I Want to Give You Something
It wasn't even 9am and I'd been brought to tears twice already. Both times evoked by beauty and innocence.
These days I step outside first thing and shamelessly greet all the players in my garden. Noting how the cucumber, less than 24 hours after assembling a twig tower for it to climb, has already sent out a pale tendril to secure itself fills me with awe and a little song of praise. Seeing that our wisteria is just a shade of its former self, due, I presume, to a harsh winter, I encourage her, "It's ok; some Springs are like that. I'm just glad you're here." But it was the poppy pictured above—one whose popping I'd been awaiting for days—who evoked my tears. Just four paper thin petals and one perfect eye. The wind sowed here there, not me. The most satisfying gifts so rarely come through what we plan or labor over.
The ease of it all made me wistful, and I thought of a verse from poet David Whyte, recently shared by my husband:
Sometimes . . . I look out/ at everything/ growing so wild/ and faithfully beneath/ the sky/ and wonder/ why we are the one/ terrible/ part of creation/ privileged/ to refuse our flowering.
I was holding this koan as I stepped onto the sidewalk to make my way to the lavender, with whom I have an agreement to never pass by without pausing to move my hands through her scented body and let her perfume me. Our sporty car was parked on the roadside and up pedaled a boy about 10 years old. Pausing on his bright orange bike, matching orange shoes completing his delightful package, he asked, "Is this your Subaru?"
"Yes, it is," I answered, smiling.
"I have one, too!" he announced, continuing, "I'm a car enthusiast!"
"I get it!" I said. "This one is fun to drive!
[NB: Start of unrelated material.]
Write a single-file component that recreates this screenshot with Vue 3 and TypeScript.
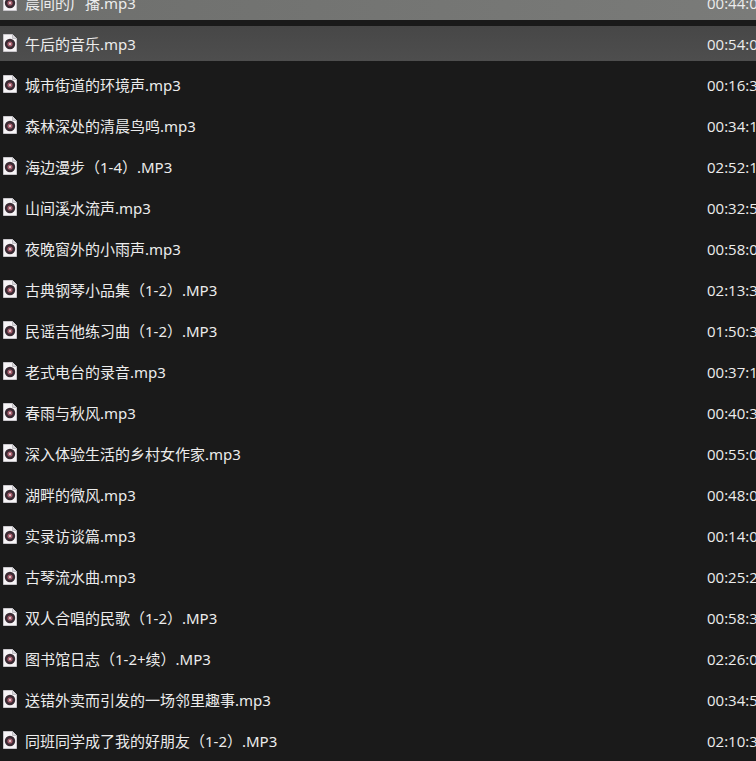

But you've got your own pretty nice ride, and great fit, too, with those matching orange shoes!"
"Yeah, people at school have been commenting on it all week," he admitted.
"I bet!"
He looked to his friend, up and across the street waiting for him, and as he started to go I wished him a great day and he he said, "Same to you!"
And then, he added, turning back and shouting, "I'm going to give you something!"
Curiosity sparked, I stood there as he proceeded to make a wide circle with his bike in the middle of the road. Like a great falcon circling a blessing.
I cheered my gratitude, and waved.
The next thing I knew I was sobbing. What was it, I wondered, that unwound me like that? I think it was the innocent simplicity of his gift to me—a simple sharing of what brings him delight. The ease of his flowering. And the trusting of the sap rising in his flesh, and a deep knowing that living his joy is a gift to all who behold him. May he never lose this.
And may we recover it.
Soul friend, I wish us all that freedom, to embody our joy, and to trust that therein lies our gift for All in Whom we are beheld.